London, England (LifeNews.com) — Scientists may have found a process to create embryonic stem cells without creating or destroying human life. While pro-life advocates are cautiously examining the news, researchers say the technique can help avoid the ethical concerns that accompany embryonic stem cell research.

A team of scientists at the University of Wales College of Medicine believe they can create embryonic stem cells without creating a human embryo to be destroyed.

They think they can trick human eggs into creating a "spark of life" by emulating a fertilization process.

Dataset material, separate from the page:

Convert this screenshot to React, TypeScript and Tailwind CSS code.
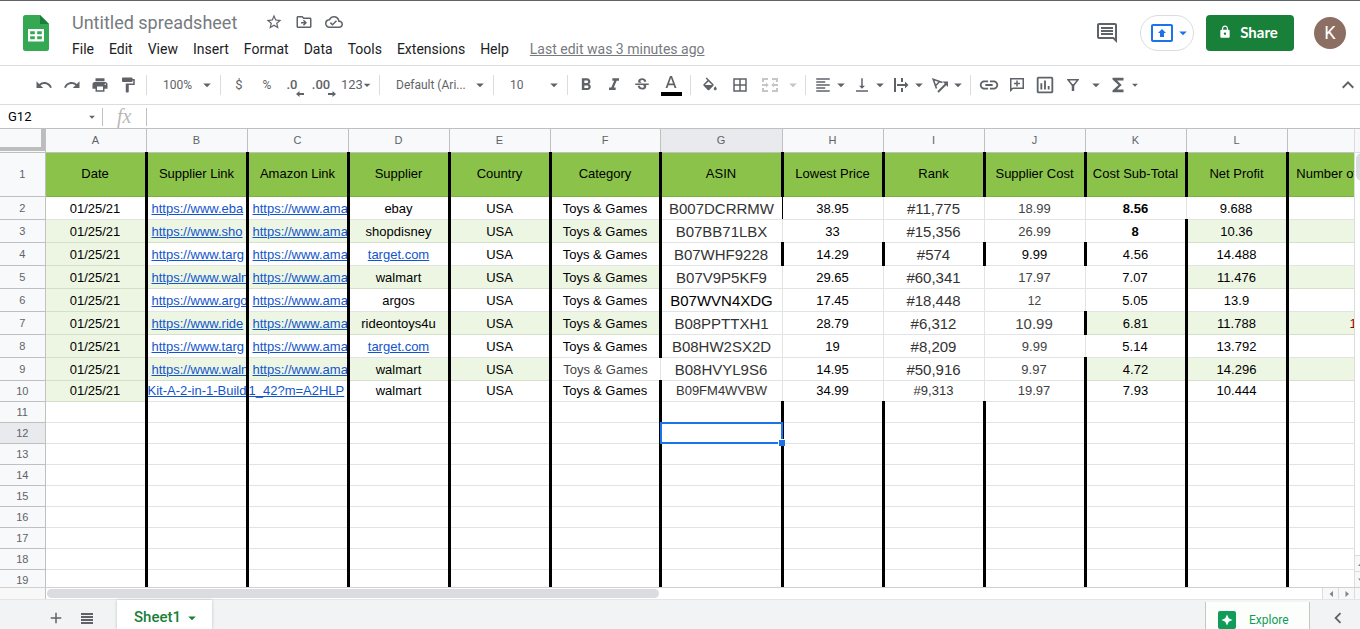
import type { ReactNode } from 'react';
import clsx from 'clsx';
import {
  MdAdd,
  MdArrowDropDown,
  MdBorderAll,
  MdChevronLeft,
  MdFormatAlignLeft,
  MdFormatBold,
  MdFormatItalic,
  MdFormatPaint,
  MdFunctions,
  MdInsertLink,
  MdKeyboardArrowUp,
  MdLock,
  MdOutlineCloudDone,
  MdOutlineDriveFileMove,
  MdOutlineInsertChart,
  MdOutlineInsertComment,
  MdPresentToAll,
  MdPrint,
  MdRedo,
  MdStarBorder,
  MdStrikethroughS,
  MdUndo,
  MdVerticalAlignBottom,
} from 'react-icons/md';

type Cell = {
  text: string;
  href?: string;
  className?: string;
};

const menus = ['File', 'Edit', 'View', 'Insert', 'Format', 'Data', 'Tools', 'Extensions', 'Help'];

const columns = [
  { key: 'A', title: 'Date', width: 'w-[101px]' },
  { key: 'B', title: 'Supplier Link', width: 'w-[101px]' },
  { key: 'C', title: 'Amazon Link', width: 'w-[101px]' },
  { key: 'D', title: 'Supplier', width: 'w-[101px]' },
  { key: 'E', title: 'Country', width: 'w-[101px]' },
  { key: 'F', title: 'Category', width: 'w-[110px]' },
  { key: 'G', title: 'ASIN', width: 'w-[122px]' },
  { key: 'H', title: 'Lowest Price', width: 'w-[101px]' },
  { key: 'I', title: 'Rank', width: 'w-[101px]' },
  { key: 'J', title: 'Supplier Cost', width: 'w-[101px]' },
  { key: 'K', title: 'Cost Sub-Total', width: 'w-[101px]' },
  { key: 'L', title: 'Net Profit', width: 'w-[101px]' },
  { key: 'M', title: 'Number of Reviews', width: 'w-[131px]' },
];

// supplier url, amazon url, supplier, asin, price, rank, cost, sub-total, profit, reviews
const products = [
  ['https://www.eba', 'https://www.ama', 'ebay', 'B007DCRRMW', '38.95', '#11,775', '18.99', '8.56', '9.688', ''],
  ['https://www.sho', 'https://www.ama', 'shopdisney', 'B07BB71LBX', '33', '#15,356', '26.99', '8', '10.36', ''],
  ['https://www.targ', 'https://www.ama', 'target.com', 'B07WHF9228', '14.29', '#574', '9.99', '4.56', '14.488', ''],
  ['https://www.waln', 'https://www.ama', 'walmart', 'B07V9P5KF9', '29.65', '#60,341', '17.97', '7.07', '11.476', ''],
  ['https://www.argo', 'https://www.ama', 'argos', 'B07WVN4XDG', '17.45', '#18,448', '12', '5.05', '13.9', ''],
  ['https://www.ride', 'https://www.ama', 'rideontoys4u', 'B08PPTTXH1', '28.79', '#6,312', '10.99', '6.81', '11.788', '1'],
  ['https://www.targ', 'https://www.ama', 'target.com', 'B08HW2SX2D', '19', '#8,209', '9.99', '5.14', '13.792', ''],
  ['https://www.waln', 'https://www.ama', 'walmart', 'B08HVYL9S6', '14.95', '#50,916', '9.97', '4.72', '14.296', ''],
  ['Kit-A-2-in-1-Build', '1_42?m=A2HLP', 'walmart', 'B09FM4WVBW', '34.99', '#9,313', '19.97', '7.93', '10.444', ''],
];

const rowNumbers = Array.from({ length: 19 }, (_, i) => i + 1);

// right edge of a cell: heavy rule, hairline, or plain gridline
function edge(col: string, row: number) {
  const thick = 'border-r-[3px] border-r-black';
  const thin = 'border-r border-r-[#e2e3e3]';
  if (row === 1 || row > 10) return col === 'M' ? thin : thick;
  switch (col) {
    case 'F':
      return row === 9 ? thin : thick;
    case 'G':
      if (row === 2) return 'border-r border-r-black';
      return row === 4 ? thick : thin;
    case 'H':
    case 'I':
      return row === 4 ? thick : thin;
    case 'J':
      return [4, 7, 9, 10].includes(row) ? thick : thin;
    case 'K':
      return row === 2 ? thin : thick;
    case 'M':
      return thin;
    default:
      return thick;
  }
}

function isShaded(col: string, row: number) {
  if (row < 3 || row > 10) return false;
  if (col === 'A') return true;
  if ('GHIJ'.includes(col) || row % 2 === 0) return false;
  if (col === 'F') return row !== 9;
  if (col === 'K') return row === 7 || row === 9;
  return true;
}

function cellAt(col: string, row: number): Cell {
  const p = products[row - 2];
  if (!p) return { text: '' };
  const last = row === 10;
  switch (col) {
    case 'A':
      return { text: '01/25/21' };
    case 'B':
      return { text: p[0], href: '#supplier', className: last ? 'text-left' : 'text-left pl-1' };
    case 'C':
      return { text: p[1], href: '#amazon', className: last ? 'text-left' : 'text-left pl-1' };
    case 'D':
      return { text: p[2], href: p[2] === 'target.com' ? '#target' : undefined };
    case 'E':
      return { text: 'USA' };
    case 'F':
      return { text: 'Toys & Games', className: row === 9 ? 'text-[#434343]' : '' };
    case 'G':
      return { text: p[3], className: clsx(!last && 'text-[15px]', row !== 6 && 'text-[#333333]') };
    case 'H':
      return { text: p[4] };
    case 'I':
      return { text: p[5], className: clsx('text-[#333333]', !last && 'text-[15px]') };
    case 'J':
      return { text: p[6], className: clsx(row !== 4 && 'text-[#434343]', row === 7 && 'text-[15px]', row === 6 && 'text-xs') };
    case 'K':
      return { text: p[7], className: row < 4 ? 'font-bold' : '' };
    case 'L':
      return { text: p[8] };
    default:
      return { text: p[9], className: 'text-[#980000]' };
  }
}

function SheetsLogo() {
  return (
    <svg viewBox="0 0 26 36" className="h-9 w-[26px]" aria-label="Sheets home">
      <path d="M2.5 0H17l9 9v24.5a2.5 2.5 0 0 1-2.5 2.5h-21A2.5 2.5 0 0 1 0 33.500V2.500A2.500 2.500 0 0 1 2.500 0z" fill="#34a853" />
      <path d="M17 0l9 9h-9z" fill="#188038" />
      <path d="M5 14h16v12.500H5z" fill="#fff" />
      <path d="M7.200 16.300h4.600v2.900H7.200zM14.200 16.300h4.600v2.900h-4.600zM7.200 21.300h4.600v2.900H7.200zM14.200 21.300h4.600v2.900h-4.600z" fill="#34a853" />
    </svg>
  );
}

function Caret({ small }: { small?: boolean }) {
  return <MdArrowDropDown className={clsx('shrink-0', small ? 'size-3.5' : 'size-[18px]')} />;
}

function ToolButton({ label, className = 'w-7', children }: { label: string; className?: string; children: ReactNode }) {
  return (
    <button type="button" aria-label={label} title={label} className={clsx('flex h-7 shrink-0 items-center justify-center', className)}>
      {children}
    </button>
  );
}

function DropTool({ label, children }: { label: string; children: ReactNode }) {
  return (
    <button type="button" aria-label={label} title={label} className="flex h-7 w-[39px] shrink-0 items-center pl-1">
      {children}
      <Caret />
    </button>
  );
}

function ToolSelect({ label, value, className }: { label: string; value: string; className: string }) {
  return (
    <label className={clsx('flex h-7 shrink-0 items-center pl-3', className)}>
      <select aria-label={label} className="min-w-0 flex-1 appearance-none bg-transparent text-xs outline-none">
        <option>{value}</option>
      </select>
      <Caret />
    </label>
  );
}

function Separator() {
  return <div className="mx-1 h-5 w-px shrink-0 bg-[#dadce0]" />;
}

function Decimal({ text, more }: { text: string; more?: boolean }) {
  return (
    <span className="relative text-[13px] leading-4 font-medium">
      {text}
      <svg viewBox="0 0 8 6" className={clsx('absolute -right-1.5 -bottom-1 h-1.5 w-2', more && 'rotate-180')}>
        <path d="M0 3l3.500-3v2H8v2H3.500v2z" fill="currentColor" />
      </svg>
    </span>
  );
}

function Header() {
  return (
    <header className="flex h-[66px] shrink-0 items-start justify-between border-t border-b border-t-[#5f6368] border-b-[#dadce0] pr-3.5 pl-[23px]">
      <div className="flex pt-3.5">
        <a href="#home">
          <SheetsLogo />
        </a>
        <div className="-mt-1 ml-[23px]">
          <div className="flex h-6 items-center text-[#5f6368]">
            <h1 className="text-[18px] leading-6 text-[#777b80]">Untitled spreadsheet</h1>
            <div className="mb-0.5 ml-7 flex items-center gap-3">
              <button type="button" aria-label="Star"><MdStarBorder className="size-[18px]" /></button>
              <button type="button" aria-label="Move"><MdOutlineDriveFileMove className="size-[18px]" /></button>
              <button type="button" aria-label="Saved to Drive"><MdOutlineCloudDone className="size-[18px]" /></button>
            </div>
          </div>
          <nav className="mt-1 flex h-5 items-center gap-[15px] text-sm text-[#202124]">
            {menus.map(m => (
              <button key={m} type="button">{m}</button>
            ))}
            <a href="#history" className="ml-1.5 text-[#777b80] underline">Last edit was 3 minutes ago</a>
          </nav>
        </div>
      </div>

      <div className="flex items-center pt-3.5">
        <button type="button" aria-label="Comments" className="mr-[21px] text-[#5f6368]">
          <MdOutlineInsertComment className="size-6" />
        </button>
        <button type="button" aria-label="Present" className="mr-3 flex h-9 w-[54px] items-center justify-center rounded-full border border-[#dadce0] pl-2 text-[#1a73e8]">
          <MdPresentToAll className="size-6 shrink-0" />
          <Caret />
        </button>
        <button type="button" className="mr-5 flex h-9 w-[88px] items-center justify-center gap-2 rounded bg-[#188038] pr-1 pb-0.5 font-['Lato',sans-serif] text-[15px] font-bold text-white">
          <MdLock className="size-3.5" />
          Share
        </button>
        <button type="button" aria-label="Account" className="size-8 rounded-full bg-[#8d6e63] text-lg text-white">K</button>
      </div>
    </header>
  );
}

function Toolbar() {
  const icon = 'size-[18px] shrink-0';
  return (
    <div className="flex h-[39px] shrink-0 items-center border-b border-[#dadce0] pl-[30px] text-xs text-[#5f6368]">
      <ToolButton label="Undo"><MdUndo className={icon} /></ToolButton>
      <ToolButton label="Redo"><MdRedo className={icon} /></ToolButton>
      <ToolButton label="Print"><MdPrint className={icon} /></ToolButton>
      <ToolButton label="Paint format"><MdFormatPaint className={icon} /></ToolButton>
      <Separator />
      <ToolSelect label="Zoom" value="100%" className="w-[65px]" />
      <Separator />
      <ToolButton label="Currency"><span className="text-[13px]">$</span></ToolButton>
      <ToolButton label="Percent">%</ToolButton>
      <ToolButton label="Fewer decimals" className="w-7 pr-1.5"><Decimal text=".0" /></ToolButton>
      <ToolButton label="More decimals" className="w-7 pr-1"><Decimal text=".00" more /></ToolButton>
      <ToolButton label="More formats" className="w-[38px] pl-1">
        <span className="text-[13px]">123</span>
        <MdArrowDropDown className="-ml-1 size-[18px]" />
      </ToolButton>
      <Separator />
      <ToolSelect label="Font" value="Default (Ari..." className="w-[105px]" />
      <Separator />
      <ToolSelect label="Font size" value="10" className="w-[65px]" />
      <Separator />
      <ToolButton label="Bold"><MdFormatBold className="size-5" /></ToolButton>
      <ToolButton label="Italic"><MdFormatItalic className="size-5" /></ToolButton>
      <ToolButton label="Strikethrough"><MdStrikethroughS className={icon} /></ToolButton>
      <ToolButton label="Text color" className="w-[30px]">
        <svg viewBox="0 0 22 22" className="size-[22px]">
          <path d="M10 2L5.500 14h1.900l1-2.800h5.200l1 2.800h1.900L12 2zm-1 7.500L11 4l2 5.500z" fill="currentColor" />
          <path d="M1 18h21v4H1z" fill="#000" />
        </svg>
      </ToolButton>
      <Separator />
      <ToolButton label="Fill color" className="w-[30px]">
        <svg viewBox="0 -2 24 24" className={icon} fill="currentColor">
          <path d="M16.560 8.940L7.620 0 6.210 1.410l2.380 2.380-5.150 5.150c-.59.59-.59 1.540 0 2.120l5.500 5.500c.29.29.68.44 1.060.44s.77-.15 1.060-.44l5.500-5.500c.59-.58.59-1.530 0-2.120zM5.210 10L10 5.210 14.790 10H5.210zM19 11.500s-2 2.170-2 3.500c0 1.100.9 2 2 2s2-.9 2-2c0-1.330-2-3.500-2-3.500z" />
        </svg>
      </ToolButton>
      <ToolButton label="Borders" className="w-[30px]"><MdBorderAll className={icon} /></ToolButton>
      <ToolButton label="Merge cells" className="w-[30px] text-[#c4c6c8]">
        <svg viewBox="0 0 16 14" className="h-3.5 w-4" fill="none" stroke="currentColor" strokeWidth="2">
          <path d="M1 4V1h5M10 1h5v3M1 10v3h5M10 13h5v-3M0 7h5M16 7h-5" />
          <path d="M4 4.500v5L6.800 7zM12 4.500v5L9.200 7z" fill="currentColor" stroke="none" />
        </svg>
      </ToolButton>
      <ToolButton label="Merge type" className="w-4 text-[#c4c6c8]"><Caret /></ToolButton>
      <Separator />
      <DropTool label="Horizontal align"><MdFormatAlignLeft className={icon} /></DropTool>
      <DropTool label="Vertical align"><MdVerticalAlignBottom className={icon} /></DropTool>
      <DropTool label="Text wrapping">
        <svg viewBox="0 0 18 18" className={icon} fill="none" stroke="currentColor" strokeWidth="2">
          <path d="M3 2v14M10 2v4M10 12v4M5 9h9" />
          <path d="M13 5.500L16.500 9 13 12.500z" fill="currentColor" stroke="none" />
        </svg>
      </DropTool>
      <DropTool label="Text rotation">
        <svg viewBox="0 0 18 18" className={icon} fill="none" stroke="currentColor" strokeWidth="1.600">
          <path d="M5.500 12.500L2.200 3.200l9.300 3.300M8.700 5.500L4.500 9.700" />
          <path d="M7 16l8-8" strokeWidth="2" />
          <path d="M11.500 5.500H17V11z" fill="currentColor" stroke="none" />
        </svg>
      </DropTool>
      <Separator />
      <ToolButton label="Insert link"><MdInsertLink className="size-[22px]" /></ToolButton>
      <ToolButton label="Insert comment">
        <svg viewBox="0 0 14 14" className="size-3.5" fill="none" stroke="currentColor">
          <path d="M.75 13V.75h12.500v9.500H2.500" strokeWidth="1.500" />
          <path d="M0 14v-4h4z" fill="currentColor" stroke="none" />
          <path d="M7 2.500v6M4 5.500h6" strokeWidth="1.500" />
        </svg>
      </ToolButton>
      <ToolButton label="Insert chart"><MdOutlineInsertChart className="size-[22px]" /></ToolButton>
      <ToolButton label="Filter">
        <svg viewBox="0 0 12 12" className="size-3" fill="none" stroke="currentColor" strokeWidth="1.500">
          <path d="M1 .75h10L6.800 6H5.200z" />
          <path d="M6 5v7" strokeWidth="2.500" />
        </svg>
      </ToolButton>
      <ToolButton label="Filter views" className="w-[18px]"><Caret /></ToolButton>
      <ToolButton label="Functions" className="w-[26px]"><MdFunctions className="size-[22px]" /></ToolButton>
      <ToolButton label="More functions" className="w-2"><Caret small /></ToolButton>
      <button type="button" aria-label="Hide the menus" className="ml-auto">
        <MdKeyboardArrowUp className="size-6" />
      </button>
    </div>
  );
}

function FormulaBar() {
  return (
    <div className="flex h-6 shrink-0 items-center border-b border-[#c0c0c0]">
      <input aria-label="Name box" defaultValue="G12" className="w-[85px] pl-2 text-[13px] text-black outline-none" />
      <span className="flex w-[17px] items-center text-[#5f6368]"><Caret small /></span>
      <div className="h-[18px] w-px bg-[#c0c0c0]" />
      <span className="w-[43px] pb-0.5 pl-3.5 font-['Liberation_Serif',serif] text-xl leading-5 text-[#b8b8b8] italic">fx</span>
      <div className="h-[18px] w-px bg-[#c0c0c0]" />
      <input aria-label="Formula" className="min-w-0 flex-1 px-2 text-[13px] outline-none" />
    </div>
  );
}

function Grid() {
  return (
    <table className="w-[1418px] table-fixed border-collapse font-['Liberation_Sans',sans-serif] text-[13px] leading-4 text-black">
      <colgroup>
        <col className="w-[45px]" />
        {columns.map(c => (
          <col key={c.key} className={c.width} />
        ))}
      </colgroup>
      <thead>
        <tr className="h-[23px] bg-[#f8f9fa] text-[11px] text-[#5f6368]">
          <th className="border-r border-b border-[#c0c0c0] p-0 align-top">
            <div className="h-[22px] border-r-4 border-b-4 border-[#bdbdbd]" />
          </th>
          {columns.map(c => (
            <th key={c.key} className={clsx('border-r border-b border-[#c0c0c0] p-0 font-normal', c.key === 'G' && 'bg-[#e8eaed]')}>
              {c.key === 'M' ? '' : c.key}
            </th>
          ))}
        </tr>
      </thead>
      <tbody>
        {rowNumbers.map(row => (
          <tr key={row} className={row === 1 ? 'h-11' : row < 10 ? 'h-[23px]' : 'h-[21px]'}>
            <th
              className={clsx(
                'border-r border-b border-[#c0c0c0] p-0 text-[11px] leading-4 font-normal text-[#5f6368]',
                row === 12 ? 'bg-[#e8eaed]' : 'bg-[#f8f9fa]',
              )}
            >
              {row}
            </th>
            {columns.map(c => {
              const selected = c.key === 'G' && row === 12;
              const cell: Cell = row === 1 ? { text: c.title } : cellAt(c.key, row);
              return (
                <td
                  key={c.key}
                  className={clsx(
                    'border-b p-0 whitespace-nowrap',
                    row === 1 ? 'border-b-[#7fb043] bg-[#8bc34a] text-center align-middle' : 'align-bottom',
                    row > 1 && (isShaded(c.key, row) ? 'border-b-[#d6decd] bg-[#edf6e3]' : 'border-b-[#e2e3e3]'),
                    edge(c.key, row),
                    selected ? 'relative' : 'overflow-hidden',
                  )}
                >
                  {cell.text && (
                    <div className={clsx('overflow-hidden text-center', row > 1 && 'pb-0.5', cell.className)}>
                      {cell.href ? <a href={cell.href} className="text-[#1155cc] underline">{cell.text}</a> : cell.text}
                    </div>
                  )}
                  {selected && (
                    <div className="absolute -inset-x-0.5 -inset-y-px border-2 border-[#1a73e8]">
                      <div className="absolute -right-1 -bottom-1 size-[7px] border-t border-l border-white bg-[#1a73e8]" />
                    </div>
                  )}
                </td>
              );
            })}
          </tr>
        ))}
      </tbody>
    </table>
  );
}

function ScrollArrow({ label, d, className }: { label: string; d: string; className: string }) {
  return (
    <button type="button" aria-label={label} className={clsx('flex shrink-0 items-center justify-center border-[#dadce0] bg-[#f8f8f8] text-[#80868b]', className)}>
      <svg viewBox="0 0 6 6" className="size-1.5 shrink-0">
        <path d={d} fill="currentColor" />
      </svg>
    </button>
  );
}

function BottomBar() {
  return (
    <footer className="flex h-[30px] shrink-0 border-t border-[#e3e5e8] bg-[#f1f3f4] text-[#5f6368]">
      <button type="button" aria-label="Add sheet" className="ml-[47px] flex w-[18px] items-center pt-1.5">
        <MdAdd className="size-[18px]" />
      </button>
      <button type="button" aria-label="All sheets" className="ml-4 flex w-3 items-center pt-2">
        <svg viewBox="0 0 12 11" className="h-[11px] w-3">
          <path d="M0 0h12v2H0zM0 3h12v2H0zM0 6h12v2H0zM0 9h12v2H0z" fill="currentColor" />
        </svg>
      </button>
      <button type="button" className="ml-6 flex w-[95px] items-center justify-center gap-0.5 bg-white pt-1.5 pl-1.5 text-[15px] font-medium text-[#188038] shadow-[0_0_3px_#c0c0c0]">
        Sheet1
        <Caret />
      </button>
      <button type="button" className="mt-0.5 ml-auto flex w-[105px] items-center border-x border-[#c4c7c5] bg-[#fbfefb] pt-2 pl-3 text-xs text-[#0f9d58]">
        <svg viewBox="0 0 18 20" className="mt-0.5 h-5 w-[18px]">
          <path d="M2 0h14a2 2 0 0 1 2 2v14a2 2 0 0 1-2 2h-4.500L9 20l-2.500-2H2a2 2 0 0 1-2-2V2a2 2 0 0 1 2-2z" fill="#0f9d58" />
          <path d="M9 3.500l1.700 3.800L14.500 9l-3.800 1.700L9 14.500l-1.700-3.800L3.500 9l3.800-1.700z" fill="#fff" />
        </svg>
        <span className="ml-[13px]">Explore</span>
      </button>
      <button type="button" aria-label="Show side panel" className="ml-[17px] flex w-[33px] items-center pt-1.5">
        <MdChevronLeft className="size-[22px]" />
      </button>
    </footer>
  );
}

export default function App() {
  return (
    <div className="flex h-screen flex-col overflow-hidden bg-white font-['Roboto',sans-serif]">
      <Header />
      <Toolbar />
      <FormulaBar />
      <main className="flex min-h-0 flex-1">
        <div className="min-w-0 flex-1 overflow-hidden">
          <Grid />
        </div>
        <div className="flex w-1.5 shrink-0 flex-col overflow-hidden border-l border-[#dadce0]">
          <div className="h-6 shrink-0 border-b border-[#dadce0] bg-[#f8f8f8]" />
          <div className="ml-px h-7 w-3 rounded-full bg-[#dadce0]" />
          <ScrollArrow label="Scroll up" d="M0 5l3-3.500L6 5z" className="mt-auto h-4 w-3 border-t" />
          <ScrollArrow label="Scroll down" d="M0 1.500h6L3 5z" className="h-4 w-3 border-t" />
        </div>
      </main>
      <div className="flex h-3 shrink-0 border-t border-[#d0d0d0]">
        <div className="w-[46px] shrink-0 border-r border-[#c0c0c0] bg-[#f8f8f8]" />
        <div className="min-w-0 flex-1 py-px pl-px">
          <div className="h-[9px] w-[48%] rounded-full bg-[#dadce0]" />
        </div>
        <ScrollArrow label="Scroll left" d="M5 0v6L1.500 3z" className="w-4 border-l" />
        <ScrollArrow label="Scroll right" d="M1.500 0v6L5 3z" className="w-4 border-l" />
        <div className="w-1.5 shrink-0 border-l border-[#dadce0] bg-[#f8f8f8]" />
      </div>
      <BottomBar />
    </div>
  );
}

According to their research, published in the New Scientist journal, the "embryos" created by the process, called altered nuclear transfer, lack the paternal chromosomes necessary to develop a unique human being normally created at conception.

The tricked eggs divide for four or five days until they reach 50 to 100 cells — the blastocyst stage. In theory, embryonic stem cells should be obtainable at that point.

Karl Swann, head of the research team said, "It’s the spark of life. It tricks the egg into thinking it has been fertilized."

"There are a number of potential benefits, including the possibility of generating embryonic stem cells without the need to use embryos that were originally created for a couple’s IVF treatment," Nazar Amso, a senior lecturer in the Department of Obstetrics and Gynaecology at the University of Wales College of Medicine, said.

Bob Lanza, head of research at the cloning company Advanced Cell Technology in Massachusetts agreed. He told the IC Wales news outlet, "This could eliminate one of the main sources of ethical controversy in this research."

However, pro-life advocates are remaining cautious.

Josephine Quintavalle, of Comment on Reproductive Ethics, a London-based pro-life group, told IC Wales, "I’d be happier if it was beyond all reasonable doubt that it could not become a human life.